Anachronistic Elements of Republican Thought

The idea of a citizen militia quickly receded into the background following the Whiskey Rebellion during the 1790s. While the rebellion had been successfully quelled with little bloodshed, it exposed the disorganized nature of militias and their lack of experience. The Whiskey Rebellion played a key role in the early expansion of the American military as a standing army.

Without examining the origins of the Second Amendment, it is impossible to understand why the Founders feared centralized authority. They believed that the historical track record of nations with professional armies justified their fear of unchecked federal power. The standing army was condemned as an enemy of liberty and a tool of tyrants. Instead, a militia made up of propertied citizens would defend the newly founded country not only from foreign invaders but also from rapacious statesmen.

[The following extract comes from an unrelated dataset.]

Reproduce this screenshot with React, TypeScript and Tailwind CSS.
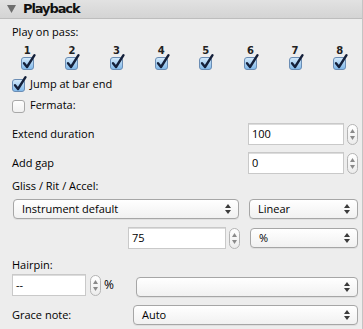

Contemporary supporters of the second amendment often stress the importance of the individual right to bear arms, but they commonly ignore the original intent of the second amendment, namely to curb the growth of an expansive professional military. Citizen militias were, at least in theory, meant to curb the growth of a professional military because a standing army is capable of subduing the very citizens they are meant to serve. In 2008, following the Supreme Court case District of Columbia v. Heller, the courts ruled that the right to bear arms existed outside of the context of a militia. Justice Antonin Scalia claimed that this was a return to the “original understanding” of the Second Amendment. Regardless of whether the Second Amendment protects the right of individuals to own weapons privately, it is undeniable that the Second Amendment was implemented to avoid the problems associated with a standing army.